Let us see it's working. We will write the steps:
1. Consider fig.11.25 below:
• The sound waves made by the speaker falls on a diaphragm, causing it to vibrate.
• The vibrations will be in accordance with the sound falling on it.
♦ If the sound is loud, vibrations will be more.
♦ If the sound is soft, vibrations will be less.
2. The diaphragm is attached to a coil.
• So the vibrations are passed on to the coil and it also begins to vibrate.
3. This coil is placed in the strong magnetic field of a permanent magnet.
So we can say: The vibrations cause the coil to move inside a magnetic field.
4. Due to electromagnetic induction, current will begin to flow in the coil.
• This current is called electrical signals.
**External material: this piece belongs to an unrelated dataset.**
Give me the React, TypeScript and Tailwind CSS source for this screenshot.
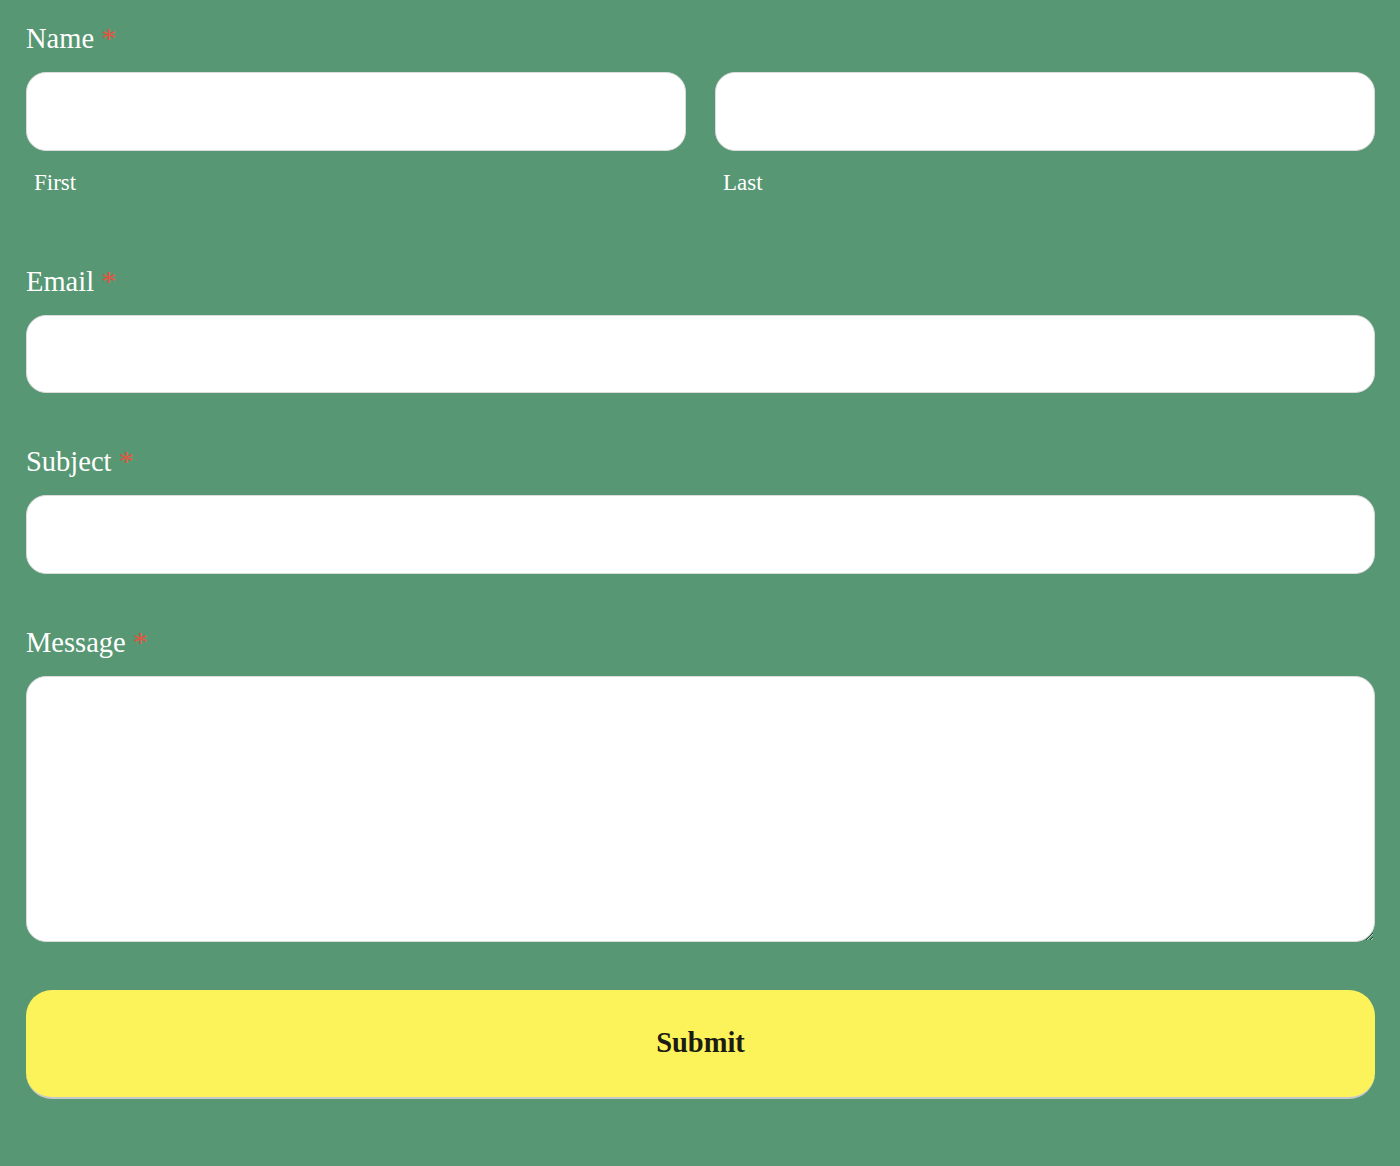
import React from "react";

const serif = { fontFamily: '"Liberation Serif", "Times New Roman", serif' };

function Label({ children, className = "" }: { children: React.ReactNode; className?: string }) {
  return (
    <label className={`block h-[34px] text-[28.5px] leading-[34px] text-white mb-[16px] ${className}`}>
      {children} <span className="text-[#e2553f] text-[30px] leading-none">*</span>
    </label>
  );
}

const inputCls =
  "block w-full h-[78.5px] bg-white rounded-[20px] border border-[#dcdcdc] outline-none px-4 text-[22px] text-black";

export default function App() {
  return (
    <div className="min-h-screen bg-[#579773] pl-[26px] pr-[25px] pt-[22px]" style={serif}>
      <form onSubmit={(e) => e.preventDefault()}>
        <div>
          <Label>Name</Label>
          <div className="grid grid-cols-2 gap-x-[29px]">
            <div>
              <input type="text" className={inputCls} />
              <div className="mt-[19px] pl-[8px] text-[23px] leading-[26px] text-white">First</div>
            </div>
            <div>
              <input type="text" className={inputCls} />
              <div className="mt-[19px] pl-[8px] text-[23px] leading-[26px] text-white">Last</div>
            </div>
          </div>
        </div>

        <div className="mt-[69px]">
          <Label>Email</Label>
          <input type="email" className={inputCls} />
        </div>

        <div className="mt-[52px]">
          <Label>Subject</Label>
          <input type="text" className={inputCls} />
        </div>

        <div className="mt-[52px]">
          <Label>Message</Label>
          <textarea className="block w-full h-[266px] bg-white rounded-[20px] border border-[#dcdcdc] outline-none p-4 text-[22px] text-black" />
        </div>

        <button
          type="submit"
          className="mt-[48.5px] w-full h-[109px] bg-[#fcf259] rounded-[26px] border-b-2 border-[#c4c8cc] flex items-center justify-center text-[28.5px] font-bold text-[#1c1c14]"
          style={serif}
        >
          Submit
        </button>
      </form>
    </div>
  );
}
• It has all the characteristics of the sound made by the speaker.
• These electrical signals flow out from the coil through lead wires.
5. Then they reach an amplifier.
• Here the signals are 'strengthened'.
6. After amplification, the signals are sent to the loudspeaker.
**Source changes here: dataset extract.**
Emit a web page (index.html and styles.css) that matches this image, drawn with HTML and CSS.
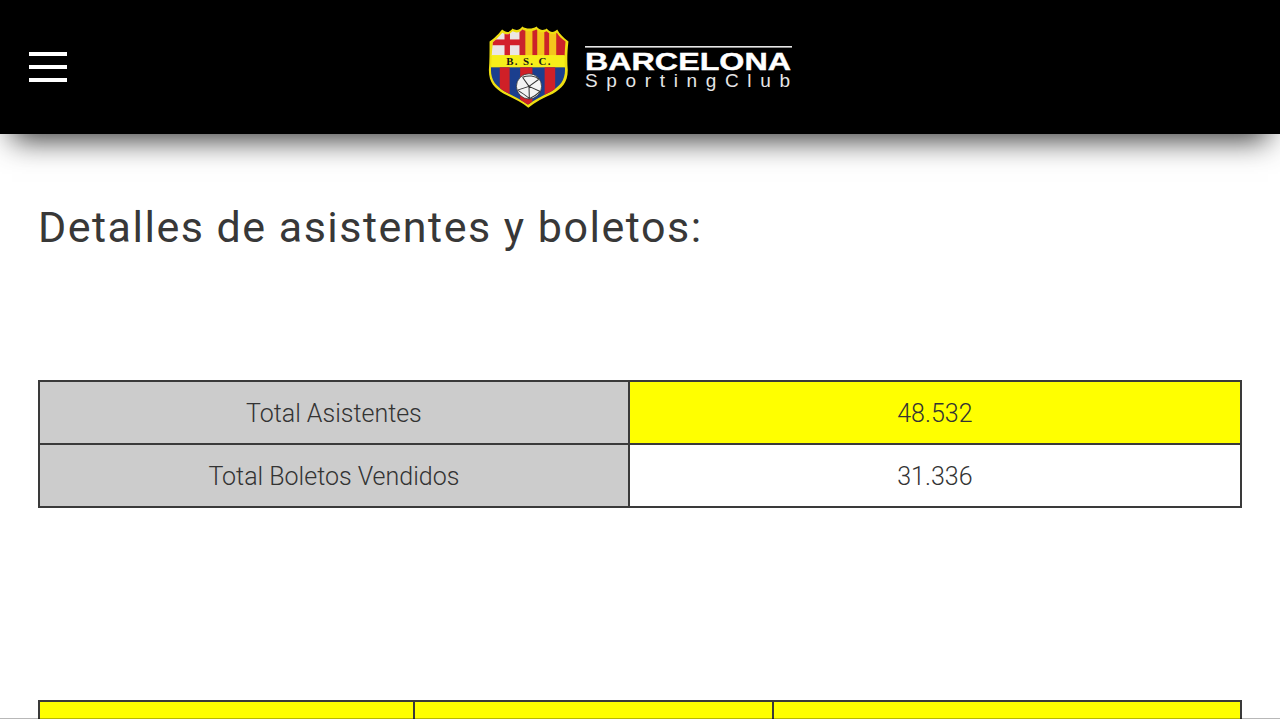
FILE: index.html
```html
<!DOCTYPE html>
<html lang="es">
<head>
<meta charset="utf-8">
<title>Barcelona Sporting Club</title>
<link rel="stylesheet" href="styles.css">
</head>
<body>
<header class="topbar">
  <button class="menu" aria-label="Menú"><span></span><span></span><span></span></button>
  <a class="logo" href="#">
    <svg class="crest" viewBox="0 0 300 285" width="100" height="95" aria-label="Escudo">
      <defs>
        <clipPath id="shield"><path d="M44 70 C58 58 64 50 72 42 C84 50 92 48 102 38 C112 44 124 42 130 32 C142 40 160 40 172 32 C180 42 192 44 202 38 C212 48 222 50 232 42 C238 52 246 60 258 68 C254 100 254 130 256 150 C256 185 240 200 214 216 C190 228 165 240 147 254 C128 240 104 228 80 216 C54 200 38 185 38 150 C40 125 40 100 44 70 Z"/></clipPath>
      </defs>
      <g transform="translate(147 142) scale(1.02) translate(-150 -144)">
      <path d="M34 68 C52 56 60 46 71 33 C84 44 92 42 102 30 C112 38 124 34 130 24 C142 32 160 32 172 24 C180 34 192 38 202 30 C212 42 222 44 233 33 C240 46 250 56 266 68 C262 100 262 130 264 152 C264 190 246 206 220 222 C194 234 168 246 148 263 C128 246 102 234 76 222 C50 206 32 190 32 152 C34 125 34 100 34 68 Z" fill="#efdf10"/>
      <g clip-path="url(#shield)">
        <rect x="30" y="20" width="100" height="90" fill="#ebe6e6"/>
        <rect x="78" y="20" width="16" height="90" fill="#d3202a"/>
        <rect x="30" y="62" width="100" height="17" fill="#d3202a"/>
        <rect x="122" y="20" width="18" height="90" fill="#c9232c"/>
        <rect x="140" y="20" width="20" height="90" fill="#f4c61c"/>
        <rect x="160" y="20" width="15" height="90" fill="#cc2229"/>
        <rect x="175" y="20" width="20" height="90" fill="#f4c61c"/>
        <rect x="195" y="20" width="15" height="90" fill="#cc2229"/>
        <rect x="210" y="20" width="20" height="90" fill="#f4c61c"/>
        <rect x="230" y="20" width="30" height="90" fill="#cc2229"/>
        <rect x="30" y="108" width="232" height="36" fill="#f6ee1a"/>
        <rect x="30" y="144" width="232" height="120" fill="#1b3f8e"/>
        <rect x="64" y="144" width="29" height="120" fill="#cf2027"/>
        <rect x="124" y="144" width="36" height="120" fill="#cf2027"/>
        <rect x="196" y="144" width="31" height="120" fill="#cf2027"/>
      </g>
      <text class="crest-text" x="150" y="138" text-anchor="middle">B. S. C.</text>
      <circle cx="150" cy="200" r="37" fill="#f4f4f4" stroke="#222" stroke-width="2"/>
      <path d="M150 200 L131 173 M150 200 L179 179 M150 200 L151 236 M150 200 L116 211 M150 200 L183 215 M131 173 C148 166 168 169 179 179 M116 211 C128 219 141 226 151 236 M183 215 C175 223 163 231 151 236" fill="none" stroke="#333" stroke-width="3"/>
      </g>
    </svg>
    <svg class="wordmark" viewBox="0 0 208 50" width="208" height="50" aria-label="Barcelona Sporting Club">
      <rect x="0" y="0" width="207" height="1.6" fill="#e8e8e8"/>
      <text class="wm-main" x="0" y="24" textLength="206" lengthAdjust="spacingAndGlyphs">BARCELONA</text>
      <text class="wm-sub" x="0" y="41" textLength="205" lengthAdjust="spacing">SportingClub</text>
    </svg>
  </a>
  <div></div>
</header>
<main class="content">
  <h1 class="title">Detalles de asistentes y boletos:</h1>
  <table class="stats stats-summary">
    <tr><td class="cell-grey">Total Asistentes</td><td class="cell-yellow">48.532</td></tr>
    <tr><td class="cell-grey">Total Boletos Vendidos</td><td>31.336</td></tr>
  </table>
  <table class="stats stats-detail">
    <tr><td class="cell-yellow col-a">&nbsp;</td><td class="cell-yellow col-b">&nbsp;</td><td class="cell-yellow">&nbsp;</td></tr>
  </table>
</main>
</body>
</html>
```
FILE: styles.css
```css
html, body {
  margin: 0;
  height: 100%;
  overflow: hidden;
  background: #fff;
}
body {
  font-family: Roboto, "Liberation Sans", sans-serif;
  color: #333;
}
body::after {
  content: "";
  position: fixed;
  left: 0;
  right: 0;
  bottom: 0;
  height: 1px;
  background: rgba(0, 0, 0, 0.28);
}
.topbar {
  display: grid;
  grid-template-columns: 1fr auto 1fr;
  align-items: center;
  height: 134px;
  background: #000;
  box-shadow: 0 18px 28px -12px rgba(0, 0, 0, 0.78);
}
.menu {
  display: flex;
  flex-direction: column;
  gap: 9.4px;
  width: 38px;
  margin: 0 0 0 29px;
  padding: 0;
  border: 0;
  background: none;
}
.menu span {
  display: block;
  height: 4px;
  background: #fff;
}
.logo {
  display: flex;
  align-items: flex-start;
  gap: 5px;
  width: 320px;
  height: 95px;
  margin-top: 1px;
  text-decoration: none;
}
.crest {
  display: block;
  flex: none;
}
.wordmark {
  display: block;
  flex: none;
  margin-top: 26px;
}
.crest-text {
  font-family: "Liberation Serif", serif;
  font-weight: 700;
  font-size: 32px;
  letter-spacing: 4px;
  fill: #151515;
}
.wm-main {
  font-family: "Liberation Sans", sans-serif;
  font-weight: 700;
  font-size: 24px;
  fill: #fff;
  stroke: #fff;
  stroke-width: 0.4px;
}
.wm-sub {
  font-family: "Liberation Sans", sans-serif;
  font-size: 19px;
  fill: #e6e6e6;
}
.content {
  padding: 0 38px;
}
.title {
  margin: 68px 0 0;
  font-size: 43px;
  line-height: 50px;
  font-weight: 400;
  letter-spacing: 1.5px;
  color: #383838;
}
.stats {
  width: 100%;
  table-layout: fixed;
  border-collapse: collapse;
  border: 2px solid #3a3a3a;
  font-size: 25px;
  font-weight: 300;
}
.stats td {
  height: 59px;
  padding: 2px 0 0;
  border: 2px solid #3a3a3a;
  text-align: center;
}
.stats-summary {
  margin-top: 128px;
}
.stats-summary td:first-child {
  width: 48.9%;
}
.stats-detail {
  margin-top: 192px;
}
.col-a {
  width: 31%;
}
.col-b {
  width: 29.7%;
}
.cell-grey {
  background: #ccc;
}
.cell-yellow {
  background: #ff0;
}
```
• We have already seen the working of a loudspeaker (Details here).
• If the signals are not amplified, they will not be able to move the paper cone of the loudspeaker.
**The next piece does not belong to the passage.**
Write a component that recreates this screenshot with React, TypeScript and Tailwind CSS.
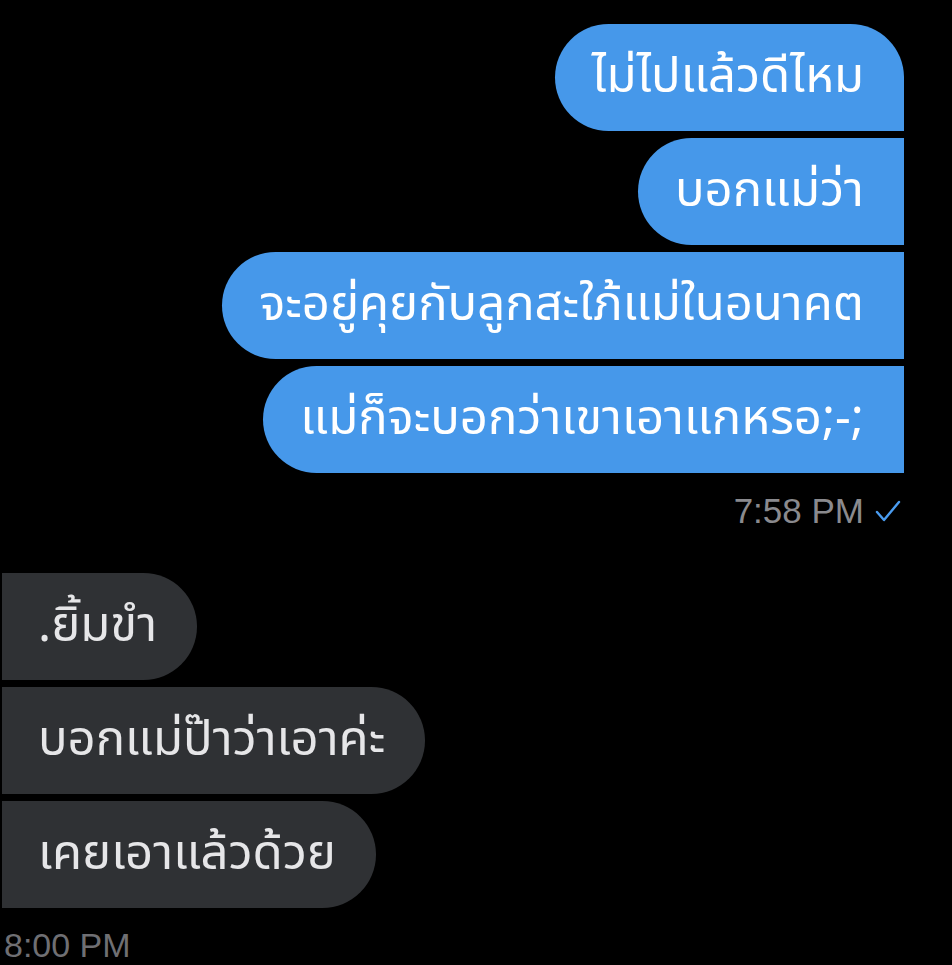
import React from "react";

const thaiFont = {
  fontFamily: '"Noto Sans Thai", "Noto Sans Thai Looped", "Noto Sans", "DejaVu Sans", sans-serif',
};

function Check() {
  return (
    <svg width="28" height="24" viewBox="0 0 28 24" fill="none">
      <path d="M3 13 L10 21 L25 3" stroke="#4a9cf0" strokeWidth="2.4" strokeLinecap="round" strokeLinejoin="round" />
    </svg>
  );
}

export default function App() {
  const sent = ["ไม่ไปแล้วดีไหม", "บอกแม่ว่า", "จะอยู่คุยกับลูกสะใภ้แม่ในอนาคต", "แม่ก็จะบอกว่าเขาเอาแกหรอ;-;"];
  const recv = [".ยิ้มขำ", "บอกแม่ป๊าว่าเอาค่ะ", "เคยเอาแล้วด้วย"];
  return (
    <div className="w-[952px] h-[965px] bg-black overflow-hidden" style={thaiFont}>
      <div className="flex flex-col items-end pr-[48px] pt-[24px] gap-[7px]">
        {sent.map((t, i) => (
          <div
            key={i}
            className={`h-[107px] flex items-center pl-[37px] pr-[40px] bg-[#4698ea] text-white text-[49px] rounded-l-[54px] ${i === 0 ? "rounded-tr-[54px]" : ""}`}
          >
            <span className="whitespace-nowrap leading-none">{t}</span>
          </div>
        ))}
      </div>
      <div className="flex justify-end items-center pr-[50px] mt-[20px] gap-[10px] text-[35px] text-[#8a8a8e]" style={{ fontFamily: '"Liberation Sans", sans-serif' }}>
        <span className="leading-none">7:58 PM</span>
        <Check />
      </div>
      <div className="flex flex-col items-start pl-[2px] mt-[45px] gap-[7px]">
        {recv.map((t, i) => (
          <div
            key={i}
            className="h-[107px] flex items-center pl-[36px] pr-[40px] bg-[#2f3134] text-[#e6e6e8] text-[49px] rounded-r-[54px]"
          >
            <span className="whitespace-nowrap leading-none">{t}</span>
          </div>
        ))}
      </div>
      <div className="pl-[4px] mt-[20px] text-[34px] text-[#6f6f73] leading-none" style={{ fontFamily: '"Liberation Sans", sans-serif' }}>
        8:00 PM
      </div>
    </div>
  );
}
7. In a microphone, first we have a mechanical energy in the form of 'vibrations of the diaphragm'.
• We effectively convert it into 'electrical signals'. So we can write:
■ In a microphone, mechanical energy is converted into electrical energy.
Now we will learn about mutual induction. Let us do an activity:
1. Consider the arrangement in fig.11.26 below:
• At each end of a soft iron core, finely insulated copper wire is wound. They are named as P and Q
♦ The ends of the copper wire of P are connected to a cell and a switch.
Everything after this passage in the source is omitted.